TASK DETAILS: From the material below, list every line containing "React".

RECORDED INFORMATION:
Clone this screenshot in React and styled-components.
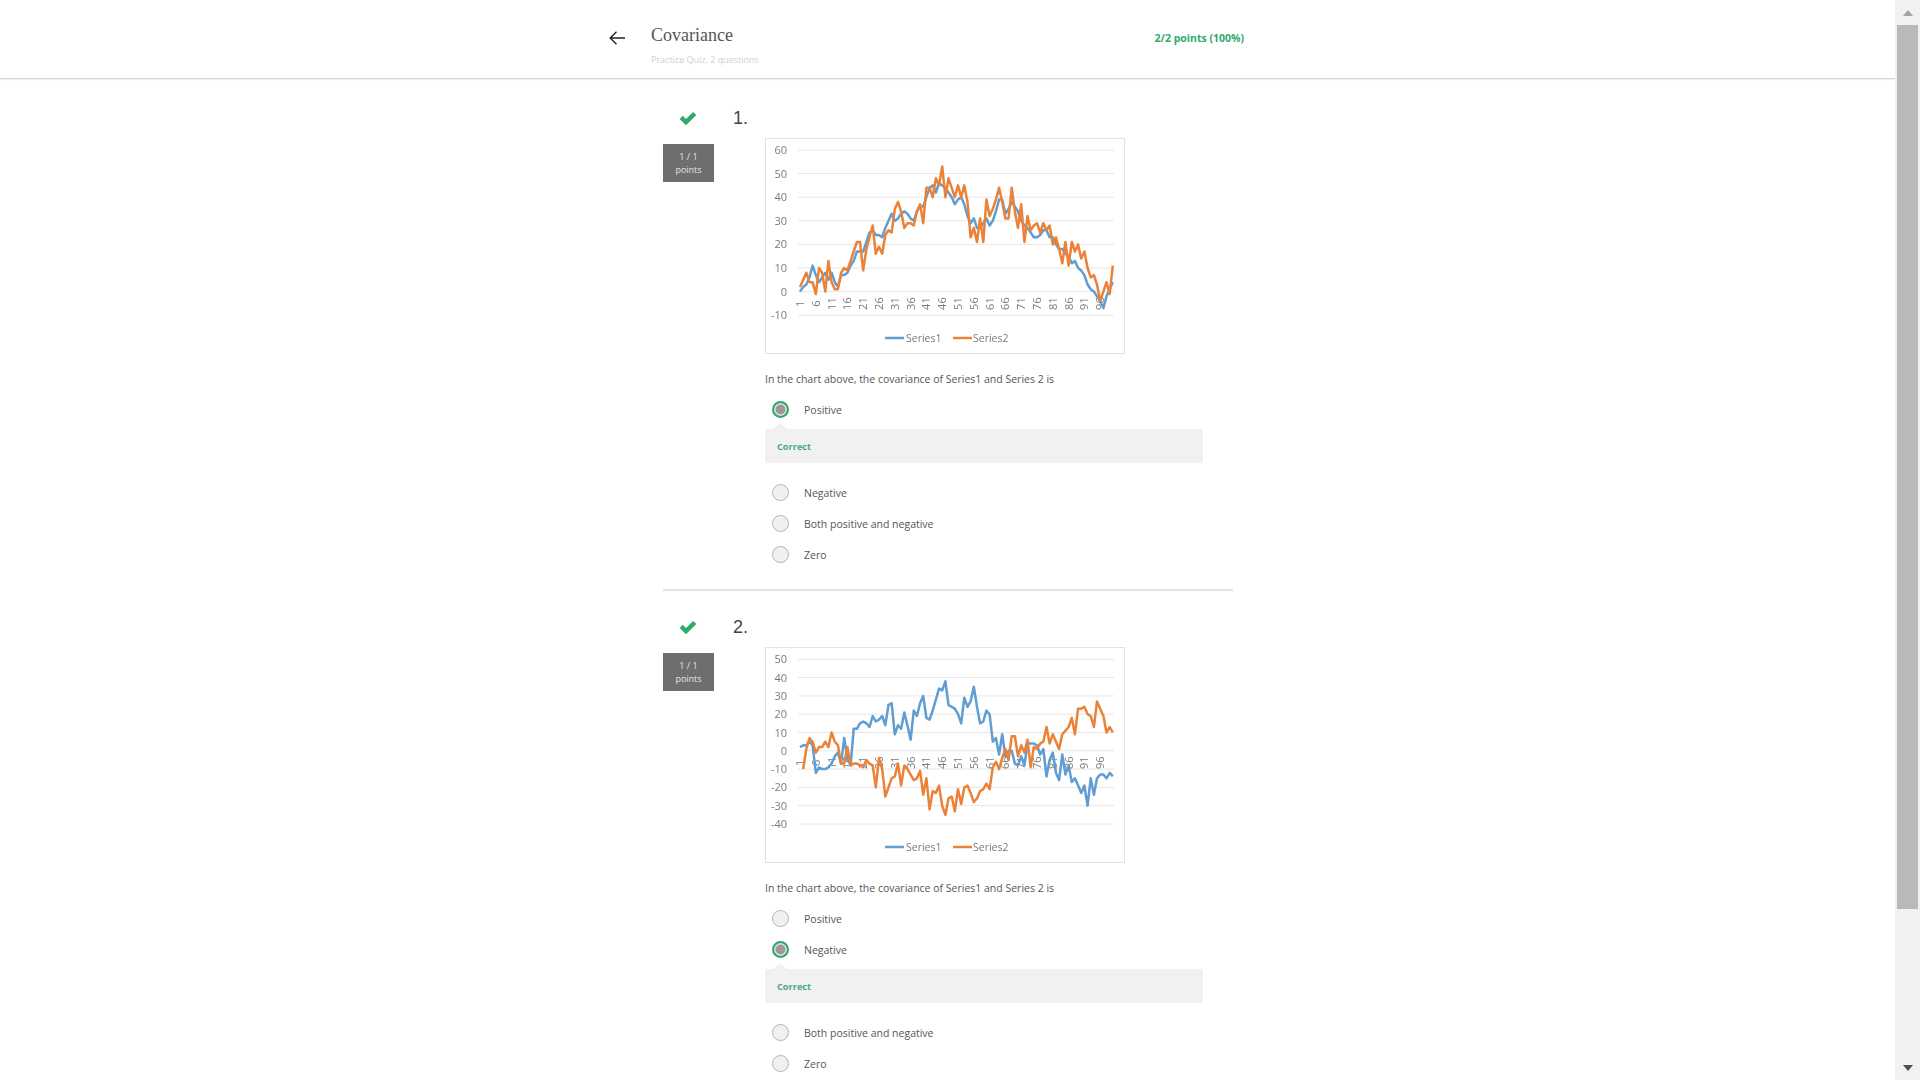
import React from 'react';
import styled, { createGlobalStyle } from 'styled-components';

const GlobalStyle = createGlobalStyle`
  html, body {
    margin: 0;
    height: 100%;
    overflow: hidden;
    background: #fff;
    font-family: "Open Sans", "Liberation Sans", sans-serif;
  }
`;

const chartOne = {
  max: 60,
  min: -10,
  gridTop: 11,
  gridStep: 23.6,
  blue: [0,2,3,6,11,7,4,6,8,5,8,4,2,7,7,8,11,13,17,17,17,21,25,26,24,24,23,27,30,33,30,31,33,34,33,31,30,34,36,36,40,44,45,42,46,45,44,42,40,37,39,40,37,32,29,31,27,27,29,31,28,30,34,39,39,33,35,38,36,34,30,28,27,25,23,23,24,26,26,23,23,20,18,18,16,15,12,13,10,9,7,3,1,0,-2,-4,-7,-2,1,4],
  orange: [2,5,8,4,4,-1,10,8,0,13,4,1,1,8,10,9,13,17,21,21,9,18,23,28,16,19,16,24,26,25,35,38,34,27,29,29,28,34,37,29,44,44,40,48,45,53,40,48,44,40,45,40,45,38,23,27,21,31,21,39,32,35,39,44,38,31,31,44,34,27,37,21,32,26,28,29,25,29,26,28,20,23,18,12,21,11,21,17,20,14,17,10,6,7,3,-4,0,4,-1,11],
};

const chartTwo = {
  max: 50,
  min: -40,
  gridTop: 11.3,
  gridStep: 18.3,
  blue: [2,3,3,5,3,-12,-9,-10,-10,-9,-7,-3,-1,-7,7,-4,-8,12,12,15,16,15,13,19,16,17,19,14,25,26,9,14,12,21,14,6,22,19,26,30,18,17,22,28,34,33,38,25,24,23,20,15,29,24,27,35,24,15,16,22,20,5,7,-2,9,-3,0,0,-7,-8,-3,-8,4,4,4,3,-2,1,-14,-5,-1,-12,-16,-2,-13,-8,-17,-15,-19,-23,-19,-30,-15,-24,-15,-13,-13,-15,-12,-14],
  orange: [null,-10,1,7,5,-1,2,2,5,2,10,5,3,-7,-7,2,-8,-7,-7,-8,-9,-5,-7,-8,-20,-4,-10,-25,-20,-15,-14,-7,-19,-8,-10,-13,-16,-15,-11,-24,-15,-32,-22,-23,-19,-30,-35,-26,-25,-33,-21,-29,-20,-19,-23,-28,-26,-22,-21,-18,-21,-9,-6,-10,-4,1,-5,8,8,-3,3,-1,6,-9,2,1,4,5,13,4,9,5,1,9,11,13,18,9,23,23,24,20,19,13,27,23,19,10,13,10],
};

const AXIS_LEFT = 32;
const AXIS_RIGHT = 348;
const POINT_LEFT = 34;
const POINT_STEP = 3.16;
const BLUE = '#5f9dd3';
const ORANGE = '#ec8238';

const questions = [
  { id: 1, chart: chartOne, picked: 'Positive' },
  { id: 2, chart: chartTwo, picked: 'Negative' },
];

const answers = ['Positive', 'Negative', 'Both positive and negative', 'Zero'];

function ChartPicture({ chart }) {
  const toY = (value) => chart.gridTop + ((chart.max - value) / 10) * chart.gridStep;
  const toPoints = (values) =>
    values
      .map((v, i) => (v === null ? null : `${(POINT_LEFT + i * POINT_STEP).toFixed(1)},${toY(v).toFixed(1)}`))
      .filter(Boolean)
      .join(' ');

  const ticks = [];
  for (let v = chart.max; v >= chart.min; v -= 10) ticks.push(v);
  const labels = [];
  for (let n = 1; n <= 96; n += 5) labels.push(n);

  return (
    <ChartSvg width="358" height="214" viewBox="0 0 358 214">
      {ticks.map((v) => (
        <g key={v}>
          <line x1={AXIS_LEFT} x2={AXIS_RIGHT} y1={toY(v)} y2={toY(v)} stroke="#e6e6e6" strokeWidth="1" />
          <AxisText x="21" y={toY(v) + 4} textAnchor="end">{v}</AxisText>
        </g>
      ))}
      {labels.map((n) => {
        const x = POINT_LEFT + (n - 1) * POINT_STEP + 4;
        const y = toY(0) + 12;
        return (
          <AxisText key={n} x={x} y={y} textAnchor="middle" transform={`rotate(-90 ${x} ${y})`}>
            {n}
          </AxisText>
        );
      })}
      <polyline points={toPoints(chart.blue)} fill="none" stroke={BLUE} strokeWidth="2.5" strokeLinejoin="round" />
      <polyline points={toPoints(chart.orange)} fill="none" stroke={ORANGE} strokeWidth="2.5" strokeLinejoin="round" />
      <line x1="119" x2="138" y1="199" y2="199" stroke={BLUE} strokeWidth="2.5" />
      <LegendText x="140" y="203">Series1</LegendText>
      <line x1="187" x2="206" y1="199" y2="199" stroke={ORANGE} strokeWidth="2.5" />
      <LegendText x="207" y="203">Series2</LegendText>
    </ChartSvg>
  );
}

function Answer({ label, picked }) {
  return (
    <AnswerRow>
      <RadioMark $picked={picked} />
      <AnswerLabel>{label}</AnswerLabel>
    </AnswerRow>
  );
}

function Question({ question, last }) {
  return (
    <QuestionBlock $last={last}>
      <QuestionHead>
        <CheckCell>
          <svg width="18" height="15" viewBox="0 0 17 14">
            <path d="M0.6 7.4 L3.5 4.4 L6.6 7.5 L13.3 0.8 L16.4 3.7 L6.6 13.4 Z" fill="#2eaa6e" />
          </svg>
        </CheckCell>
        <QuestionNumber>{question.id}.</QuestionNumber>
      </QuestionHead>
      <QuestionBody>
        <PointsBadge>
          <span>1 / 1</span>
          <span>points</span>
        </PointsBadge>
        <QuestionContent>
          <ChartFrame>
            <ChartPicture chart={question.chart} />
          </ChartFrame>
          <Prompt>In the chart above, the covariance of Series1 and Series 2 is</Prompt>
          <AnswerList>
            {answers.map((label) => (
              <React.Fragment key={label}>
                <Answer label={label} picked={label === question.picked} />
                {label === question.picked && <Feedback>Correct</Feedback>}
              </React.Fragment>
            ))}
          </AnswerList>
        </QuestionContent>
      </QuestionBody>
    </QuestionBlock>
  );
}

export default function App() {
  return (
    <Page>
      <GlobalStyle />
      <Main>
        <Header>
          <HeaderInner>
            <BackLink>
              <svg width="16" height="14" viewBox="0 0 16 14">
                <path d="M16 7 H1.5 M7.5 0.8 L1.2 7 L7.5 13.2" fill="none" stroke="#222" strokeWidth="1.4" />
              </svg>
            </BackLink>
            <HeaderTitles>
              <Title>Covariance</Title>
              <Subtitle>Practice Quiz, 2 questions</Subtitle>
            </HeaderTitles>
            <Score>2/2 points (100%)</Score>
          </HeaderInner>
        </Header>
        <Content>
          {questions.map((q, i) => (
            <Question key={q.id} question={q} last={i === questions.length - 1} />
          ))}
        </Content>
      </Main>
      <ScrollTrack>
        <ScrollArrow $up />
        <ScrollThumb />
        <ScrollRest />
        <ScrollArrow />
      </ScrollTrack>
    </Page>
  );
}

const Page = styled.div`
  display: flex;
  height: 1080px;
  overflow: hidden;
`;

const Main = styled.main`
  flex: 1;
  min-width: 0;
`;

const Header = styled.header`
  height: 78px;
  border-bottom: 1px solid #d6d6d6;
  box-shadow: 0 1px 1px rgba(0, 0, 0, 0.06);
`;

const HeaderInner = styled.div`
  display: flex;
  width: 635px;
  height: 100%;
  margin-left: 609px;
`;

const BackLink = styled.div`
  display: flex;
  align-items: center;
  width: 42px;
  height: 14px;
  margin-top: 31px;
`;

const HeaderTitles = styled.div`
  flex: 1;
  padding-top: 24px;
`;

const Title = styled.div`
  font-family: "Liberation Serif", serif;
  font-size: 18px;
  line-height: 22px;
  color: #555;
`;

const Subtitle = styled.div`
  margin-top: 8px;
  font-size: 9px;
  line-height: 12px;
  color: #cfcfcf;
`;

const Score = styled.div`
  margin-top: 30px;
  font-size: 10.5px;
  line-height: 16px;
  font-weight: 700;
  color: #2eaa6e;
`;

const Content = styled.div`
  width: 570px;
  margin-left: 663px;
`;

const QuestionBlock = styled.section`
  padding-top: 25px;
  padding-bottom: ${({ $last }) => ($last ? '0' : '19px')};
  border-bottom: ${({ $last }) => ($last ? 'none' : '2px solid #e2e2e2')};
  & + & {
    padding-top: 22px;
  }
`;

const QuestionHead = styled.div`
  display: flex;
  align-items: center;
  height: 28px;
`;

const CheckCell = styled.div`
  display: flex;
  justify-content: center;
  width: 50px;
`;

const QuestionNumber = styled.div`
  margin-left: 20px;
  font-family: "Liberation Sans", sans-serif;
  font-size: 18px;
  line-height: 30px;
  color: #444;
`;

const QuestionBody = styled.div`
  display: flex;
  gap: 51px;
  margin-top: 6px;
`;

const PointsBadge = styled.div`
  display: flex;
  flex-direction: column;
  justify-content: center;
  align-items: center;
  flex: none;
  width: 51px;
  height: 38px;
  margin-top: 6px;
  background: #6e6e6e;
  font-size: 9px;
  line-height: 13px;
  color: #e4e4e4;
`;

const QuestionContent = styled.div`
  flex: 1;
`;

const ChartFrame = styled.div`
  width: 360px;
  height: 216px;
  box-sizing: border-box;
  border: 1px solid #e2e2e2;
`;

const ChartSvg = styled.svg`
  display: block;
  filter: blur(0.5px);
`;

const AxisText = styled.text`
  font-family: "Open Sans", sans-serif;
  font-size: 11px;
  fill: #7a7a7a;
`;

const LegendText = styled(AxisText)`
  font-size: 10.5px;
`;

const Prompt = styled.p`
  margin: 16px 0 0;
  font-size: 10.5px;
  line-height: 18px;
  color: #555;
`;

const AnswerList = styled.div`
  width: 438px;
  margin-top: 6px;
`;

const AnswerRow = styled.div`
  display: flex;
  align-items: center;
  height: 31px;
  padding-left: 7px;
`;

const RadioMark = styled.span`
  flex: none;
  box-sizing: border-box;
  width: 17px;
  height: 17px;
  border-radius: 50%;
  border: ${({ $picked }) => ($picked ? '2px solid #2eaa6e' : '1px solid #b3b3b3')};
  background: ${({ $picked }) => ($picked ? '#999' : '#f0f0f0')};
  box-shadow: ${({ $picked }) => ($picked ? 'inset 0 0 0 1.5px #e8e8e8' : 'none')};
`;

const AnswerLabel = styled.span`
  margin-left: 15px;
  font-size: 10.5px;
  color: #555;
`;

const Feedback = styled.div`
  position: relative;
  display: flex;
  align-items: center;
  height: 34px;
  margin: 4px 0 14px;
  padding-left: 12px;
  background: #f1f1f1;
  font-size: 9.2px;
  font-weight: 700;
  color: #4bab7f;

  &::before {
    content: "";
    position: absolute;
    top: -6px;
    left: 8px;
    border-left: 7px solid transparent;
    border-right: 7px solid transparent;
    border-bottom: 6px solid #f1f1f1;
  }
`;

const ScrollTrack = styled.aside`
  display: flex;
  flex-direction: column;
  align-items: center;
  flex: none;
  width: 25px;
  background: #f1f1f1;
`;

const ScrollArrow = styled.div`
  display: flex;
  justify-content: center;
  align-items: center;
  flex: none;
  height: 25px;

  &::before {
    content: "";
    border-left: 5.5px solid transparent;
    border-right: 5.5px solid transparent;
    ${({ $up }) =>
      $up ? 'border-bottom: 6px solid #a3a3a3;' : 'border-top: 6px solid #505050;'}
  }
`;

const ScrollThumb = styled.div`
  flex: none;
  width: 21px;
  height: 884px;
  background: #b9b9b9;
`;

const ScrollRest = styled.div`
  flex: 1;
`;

REPLY:
Clone this screenshot in React and styled-components.
import React from 'react';
              <React.Fragment key={label}>
              </React.Fragment>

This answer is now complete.